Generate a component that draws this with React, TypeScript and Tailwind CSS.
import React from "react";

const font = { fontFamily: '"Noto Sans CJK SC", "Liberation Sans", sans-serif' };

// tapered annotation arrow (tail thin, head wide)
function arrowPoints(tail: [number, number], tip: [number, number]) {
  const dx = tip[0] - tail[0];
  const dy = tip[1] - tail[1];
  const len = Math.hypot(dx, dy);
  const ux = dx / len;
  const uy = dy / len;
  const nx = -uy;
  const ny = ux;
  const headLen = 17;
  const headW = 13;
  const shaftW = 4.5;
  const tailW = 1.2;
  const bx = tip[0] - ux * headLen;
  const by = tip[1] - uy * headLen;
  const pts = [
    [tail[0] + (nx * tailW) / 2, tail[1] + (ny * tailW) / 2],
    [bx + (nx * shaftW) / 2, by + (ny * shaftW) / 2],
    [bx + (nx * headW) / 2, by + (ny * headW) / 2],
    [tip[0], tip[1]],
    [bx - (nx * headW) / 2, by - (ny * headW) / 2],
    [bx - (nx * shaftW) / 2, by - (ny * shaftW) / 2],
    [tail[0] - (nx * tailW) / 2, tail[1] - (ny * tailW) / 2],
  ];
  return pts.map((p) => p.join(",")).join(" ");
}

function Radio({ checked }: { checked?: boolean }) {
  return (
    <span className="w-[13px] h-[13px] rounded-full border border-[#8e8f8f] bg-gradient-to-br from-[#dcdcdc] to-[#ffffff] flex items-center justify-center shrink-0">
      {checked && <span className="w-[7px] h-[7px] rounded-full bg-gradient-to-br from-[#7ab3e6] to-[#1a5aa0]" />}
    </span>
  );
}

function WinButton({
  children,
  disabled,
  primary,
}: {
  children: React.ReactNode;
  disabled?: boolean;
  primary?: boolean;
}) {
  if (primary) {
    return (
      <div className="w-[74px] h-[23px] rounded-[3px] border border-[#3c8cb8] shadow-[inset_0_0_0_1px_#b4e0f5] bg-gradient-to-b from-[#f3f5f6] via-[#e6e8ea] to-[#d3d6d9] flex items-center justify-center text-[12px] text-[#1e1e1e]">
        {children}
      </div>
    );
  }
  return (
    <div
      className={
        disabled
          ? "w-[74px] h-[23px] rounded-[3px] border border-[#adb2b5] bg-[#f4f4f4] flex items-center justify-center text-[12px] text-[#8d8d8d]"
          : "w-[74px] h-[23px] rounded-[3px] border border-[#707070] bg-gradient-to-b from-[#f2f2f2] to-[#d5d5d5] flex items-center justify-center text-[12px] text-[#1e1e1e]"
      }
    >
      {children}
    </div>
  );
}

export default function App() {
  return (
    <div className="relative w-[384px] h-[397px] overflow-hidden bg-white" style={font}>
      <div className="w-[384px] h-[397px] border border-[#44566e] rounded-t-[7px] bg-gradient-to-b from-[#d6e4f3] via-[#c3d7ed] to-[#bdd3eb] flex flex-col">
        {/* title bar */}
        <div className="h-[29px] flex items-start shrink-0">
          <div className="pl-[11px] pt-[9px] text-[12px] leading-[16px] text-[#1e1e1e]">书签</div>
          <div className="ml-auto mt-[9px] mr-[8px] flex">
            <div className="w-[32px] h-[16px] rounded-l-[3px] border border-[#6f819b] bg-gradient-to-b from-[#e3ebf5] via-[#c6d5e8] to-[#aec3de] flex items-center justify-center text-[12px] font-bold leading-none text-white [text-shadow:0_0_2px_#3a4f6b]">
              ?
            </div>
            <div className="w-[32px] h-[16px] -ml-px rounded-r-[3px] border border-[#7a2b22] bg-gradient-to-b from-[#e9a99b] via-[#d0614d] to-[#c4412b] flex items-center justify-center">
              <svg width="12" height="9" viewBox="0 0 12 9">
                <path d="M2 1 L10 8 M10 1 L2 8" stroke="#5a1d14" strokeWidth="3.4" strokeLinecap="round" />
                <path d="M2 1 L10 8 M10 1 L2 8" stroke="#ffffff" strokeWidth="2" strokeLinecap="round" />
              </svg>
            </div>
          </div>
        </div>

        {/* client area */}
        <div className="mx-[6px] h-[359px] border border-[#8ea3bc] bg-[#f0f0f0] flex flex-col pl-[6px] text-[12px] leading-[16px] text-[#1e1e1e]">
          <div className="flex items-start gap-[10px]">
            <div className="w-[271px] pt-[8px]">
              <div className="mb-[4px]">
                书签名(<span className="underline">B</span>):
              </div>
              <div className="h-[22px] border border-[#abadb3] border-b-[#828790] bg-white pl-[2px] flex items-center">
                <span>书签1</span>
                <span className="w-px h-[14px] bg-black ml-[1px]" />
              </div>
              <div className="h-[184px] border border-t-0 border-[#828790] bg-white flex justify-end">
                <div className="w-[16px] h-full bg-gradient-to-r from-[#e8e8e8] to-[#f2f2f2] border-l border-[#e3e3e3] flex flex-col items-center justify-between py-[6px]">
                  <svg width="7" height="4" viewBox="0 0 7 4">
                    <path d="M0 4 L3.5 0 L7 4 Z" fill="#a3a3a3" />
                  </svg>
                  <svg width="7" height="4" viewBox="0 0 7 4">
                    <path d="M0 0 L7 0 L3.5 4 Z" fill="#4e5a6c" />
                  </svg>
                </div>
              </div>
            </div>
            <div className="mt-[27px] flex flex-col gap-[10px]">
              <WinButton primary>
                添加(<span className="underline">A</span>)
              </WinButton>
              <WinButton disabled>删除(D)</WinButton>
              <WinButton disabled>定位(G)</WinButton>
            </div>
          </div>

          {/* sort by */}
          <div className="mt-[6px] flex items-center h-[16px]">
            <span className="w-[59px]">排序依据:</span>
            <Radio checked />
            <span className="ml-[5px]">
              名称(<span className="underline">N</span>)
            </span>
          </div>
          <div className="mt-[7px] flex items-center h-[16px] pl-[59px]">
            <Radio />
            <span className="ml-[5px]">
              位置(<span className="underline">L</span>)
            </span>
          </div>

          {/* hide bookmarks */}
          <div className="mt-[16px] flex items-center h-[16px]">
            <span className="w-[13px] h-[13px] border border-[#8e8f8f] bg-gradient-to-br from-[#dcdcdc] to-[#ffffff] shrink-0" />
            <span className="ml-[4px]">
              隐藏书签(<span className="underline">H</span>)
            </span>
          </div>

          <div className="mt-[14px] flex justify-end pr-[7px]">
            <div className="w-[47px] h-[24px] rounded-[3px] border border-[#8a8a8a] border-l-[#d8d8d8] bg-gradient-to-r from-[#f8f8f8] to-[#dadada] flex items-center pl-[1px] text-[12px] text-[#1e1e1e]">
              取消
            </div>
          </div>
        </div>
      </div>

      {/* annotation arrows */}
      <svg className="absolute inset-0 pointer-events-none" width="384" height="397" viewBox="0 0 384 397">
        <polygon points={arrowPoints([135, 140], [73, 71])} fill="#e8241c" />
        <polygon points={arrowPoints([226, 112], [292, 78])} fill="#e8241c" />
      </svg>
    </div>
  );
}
...
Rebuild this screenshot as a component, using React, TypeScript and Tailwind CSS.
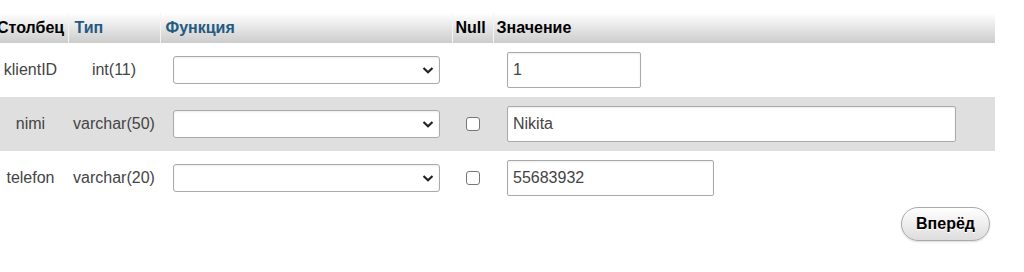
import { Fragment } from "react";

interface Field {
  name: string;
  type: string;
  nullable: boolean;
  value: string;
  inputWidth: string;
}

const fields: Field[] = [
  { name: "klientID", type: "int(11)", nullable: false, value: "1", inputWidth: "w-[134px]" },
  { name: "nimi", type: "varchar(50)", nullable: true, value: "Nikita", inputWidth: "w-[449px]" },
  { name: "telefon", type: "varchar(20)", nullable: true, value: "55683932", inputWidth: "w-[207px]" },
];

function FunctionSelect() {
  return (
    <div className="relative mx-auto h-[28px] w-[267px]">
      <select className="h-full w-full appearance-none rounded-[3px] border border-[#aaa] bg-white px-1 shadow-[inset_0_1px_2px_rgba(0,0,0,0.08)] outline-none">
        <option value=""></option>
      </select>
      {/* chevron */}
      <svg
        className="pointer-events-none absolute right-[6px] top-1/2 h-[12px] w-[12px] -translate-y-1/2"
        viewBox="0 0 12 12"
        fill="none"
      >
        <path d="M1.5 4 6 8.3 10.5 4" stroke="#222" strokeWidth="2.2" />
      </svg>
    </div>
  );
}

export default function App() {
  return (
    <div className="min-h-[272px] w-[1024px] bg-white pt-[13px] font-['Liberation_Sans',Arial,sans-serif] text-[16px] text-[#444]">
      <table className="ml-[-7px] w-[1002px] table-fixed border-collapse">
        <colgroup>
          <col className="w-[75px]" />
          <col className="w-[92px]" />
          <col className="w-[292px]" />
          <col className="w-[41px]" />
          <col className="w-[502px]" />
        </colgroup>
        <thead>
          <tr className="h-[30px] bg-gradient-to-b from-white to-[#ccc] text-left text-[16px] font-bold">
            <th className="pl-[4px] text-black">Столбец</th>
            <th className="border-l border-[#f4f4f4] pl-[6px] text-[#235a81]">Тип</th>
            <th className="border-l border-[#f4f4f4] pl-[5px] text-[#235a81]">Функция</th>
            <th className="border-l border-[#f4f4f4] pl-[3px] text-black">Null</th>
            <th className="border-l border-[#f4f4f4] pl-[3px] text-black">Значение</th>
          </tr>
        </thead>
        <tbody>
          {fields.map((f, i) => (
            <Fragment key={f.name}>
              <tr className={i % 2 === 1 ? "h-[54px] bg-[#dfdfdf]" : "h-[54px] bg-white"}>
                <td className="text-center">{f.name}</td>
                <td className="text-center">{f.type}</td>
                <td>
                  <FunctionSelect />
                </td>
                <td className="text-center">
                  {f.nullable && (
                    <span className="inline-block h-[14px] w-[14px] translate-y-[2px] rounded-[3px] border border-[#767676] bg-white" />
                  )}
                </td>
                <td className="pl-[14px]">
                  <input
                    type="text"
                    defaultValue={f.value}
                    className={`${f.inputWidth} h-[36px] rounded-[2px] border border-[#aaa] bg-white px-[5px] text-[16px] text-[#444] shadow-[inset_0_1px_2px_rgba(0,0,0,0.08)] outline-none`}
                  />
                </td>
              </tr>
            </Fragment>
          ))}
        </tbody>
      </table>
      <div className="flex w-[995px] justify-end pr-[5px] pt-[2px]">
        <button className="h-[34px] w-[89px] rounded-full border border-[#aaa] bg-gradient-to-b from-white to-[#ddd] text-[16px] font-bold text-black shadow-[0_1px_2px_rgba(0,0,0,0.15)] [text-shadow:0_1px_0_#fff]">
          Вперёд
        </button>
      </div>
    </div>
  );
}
---
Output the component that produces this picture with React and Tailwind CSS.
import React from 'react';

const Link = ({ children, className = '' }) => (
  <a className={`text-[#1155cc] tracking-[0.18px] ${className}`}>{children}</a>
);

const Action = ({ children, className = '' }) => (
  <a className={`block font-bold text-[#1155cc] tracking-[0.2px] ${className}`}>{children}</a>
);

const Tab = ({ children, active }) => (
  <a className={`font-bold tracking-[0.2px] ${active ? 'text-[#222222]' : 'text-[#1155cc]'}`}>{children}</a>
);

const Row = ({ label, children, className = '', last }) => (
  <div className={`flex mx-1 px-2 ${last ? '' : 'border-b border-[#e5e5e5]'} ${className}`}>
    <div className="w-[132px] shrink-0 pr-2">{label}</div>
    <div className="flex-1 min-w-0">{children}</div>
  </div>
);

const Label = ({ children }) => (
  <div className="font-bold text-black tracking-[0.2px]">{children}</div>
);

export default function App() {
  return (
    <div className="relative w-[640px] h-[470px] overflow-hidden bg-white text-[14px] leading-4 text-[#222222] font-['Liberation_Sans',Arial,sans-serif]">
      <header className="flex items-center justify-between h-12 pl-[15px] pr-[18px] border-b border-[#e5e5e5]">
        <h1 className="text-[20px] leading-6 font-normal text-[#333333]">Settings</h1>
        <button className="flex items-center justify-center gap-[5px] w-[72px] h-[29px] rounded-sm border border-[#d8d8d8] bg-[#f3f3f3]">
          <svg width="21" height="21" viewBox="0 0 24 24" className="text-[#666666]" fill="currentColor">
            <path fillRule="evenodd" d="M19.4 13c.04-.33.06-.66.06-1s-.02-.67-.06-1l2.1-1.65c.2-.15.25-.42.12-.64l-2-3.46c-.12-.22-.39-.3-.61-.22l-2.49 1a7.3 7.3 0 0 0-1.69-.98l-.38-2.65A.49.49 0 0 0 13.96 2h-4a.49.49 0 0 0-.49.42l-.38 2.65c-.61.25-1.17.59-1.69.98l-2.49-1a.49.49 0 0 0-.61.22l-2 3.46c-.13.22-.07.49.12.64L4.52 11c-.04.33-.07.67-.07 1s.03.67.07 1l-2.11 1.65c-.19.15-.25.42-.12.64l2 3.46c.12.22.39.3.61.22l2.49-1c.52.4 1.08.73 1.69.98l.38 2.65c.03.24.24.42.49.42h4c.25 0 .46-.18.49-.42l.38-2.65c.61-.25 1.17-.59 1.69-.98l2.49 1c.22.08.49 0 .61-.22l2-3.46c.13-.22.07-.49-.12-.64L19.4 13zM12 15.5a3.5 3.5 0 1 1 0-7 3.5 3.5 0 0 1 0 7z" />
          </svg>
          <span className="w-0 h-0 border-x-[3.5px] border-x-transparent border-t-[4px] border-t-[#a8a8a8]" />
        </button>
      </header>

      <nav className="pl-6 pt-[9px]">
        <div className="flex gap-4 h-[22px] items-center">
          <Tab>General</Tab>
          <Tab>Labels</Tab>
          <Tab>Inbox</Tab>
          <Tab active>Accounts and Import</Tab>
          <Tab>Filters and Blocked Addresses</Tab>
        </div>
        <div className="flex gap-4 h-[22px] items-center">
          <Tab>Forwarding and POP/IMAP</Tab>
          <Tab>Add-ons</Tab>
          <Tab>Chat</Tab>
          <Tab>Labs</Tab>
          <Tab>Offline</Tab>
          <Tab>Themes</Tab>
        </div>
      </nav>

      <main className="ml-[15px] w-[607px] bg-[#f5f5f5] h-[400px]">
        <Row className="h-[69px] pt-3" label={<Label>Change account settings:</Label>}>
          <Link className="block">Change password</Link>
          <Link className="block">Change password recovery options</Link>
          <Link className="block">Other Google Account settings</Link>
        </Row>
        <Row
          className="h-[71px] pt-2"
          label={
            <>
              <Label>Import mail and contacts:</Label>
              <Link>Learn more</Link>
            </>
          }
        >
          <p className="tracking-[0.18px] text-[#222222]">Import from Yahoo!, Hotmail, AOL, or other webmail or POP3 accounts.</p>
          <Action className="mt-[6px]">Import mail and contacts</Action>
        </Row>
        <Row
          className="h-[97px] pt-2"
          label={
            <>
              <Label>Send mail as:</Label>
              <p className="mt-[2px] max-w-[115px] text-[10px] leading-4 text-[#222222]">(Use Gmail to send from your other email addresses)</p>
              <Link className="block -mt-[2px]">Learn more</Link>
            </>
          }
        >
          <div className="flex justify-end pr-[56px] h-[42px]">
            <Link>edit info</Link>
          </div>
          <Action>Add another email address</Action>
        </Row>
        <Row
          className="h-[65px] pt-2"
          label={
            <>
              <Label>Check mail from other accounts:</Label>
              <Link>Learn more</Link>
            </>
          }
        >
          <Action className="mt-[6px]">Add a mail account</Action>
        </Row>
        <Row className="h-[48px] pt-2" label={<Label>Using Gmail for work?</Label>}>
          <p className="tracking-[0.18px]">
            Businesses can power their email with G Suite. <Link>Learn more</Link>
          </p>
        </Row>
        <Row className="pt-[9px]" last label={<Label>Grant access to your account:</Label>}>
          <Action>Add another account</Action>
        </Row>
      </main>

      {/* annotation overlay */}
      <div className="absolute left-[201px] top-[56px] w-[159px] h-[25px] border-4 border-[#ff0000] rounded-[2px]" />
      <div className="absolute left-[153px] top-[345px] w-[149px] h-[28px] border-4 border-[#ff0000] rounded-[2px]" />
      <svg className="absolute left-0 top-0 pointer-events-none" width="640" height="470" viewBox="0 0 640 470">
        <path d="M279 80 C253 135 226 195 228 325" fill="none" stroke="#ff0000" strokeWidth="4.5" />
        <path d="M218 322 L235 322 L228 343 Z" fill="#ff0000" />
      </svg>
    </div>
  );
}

▶ **THE EXERCISE**: Check each line of the records for the word "this", and show the lines that contain it.

▶ **TASK ANSWER**:
Generate a component that draws this with React, TypeScript and Tailwind CSS.
Rebuild this screenshot as a component, using React, TypeScript and Tailwind CSS.
Output the component that produces this picture with React and Tailwind CSS.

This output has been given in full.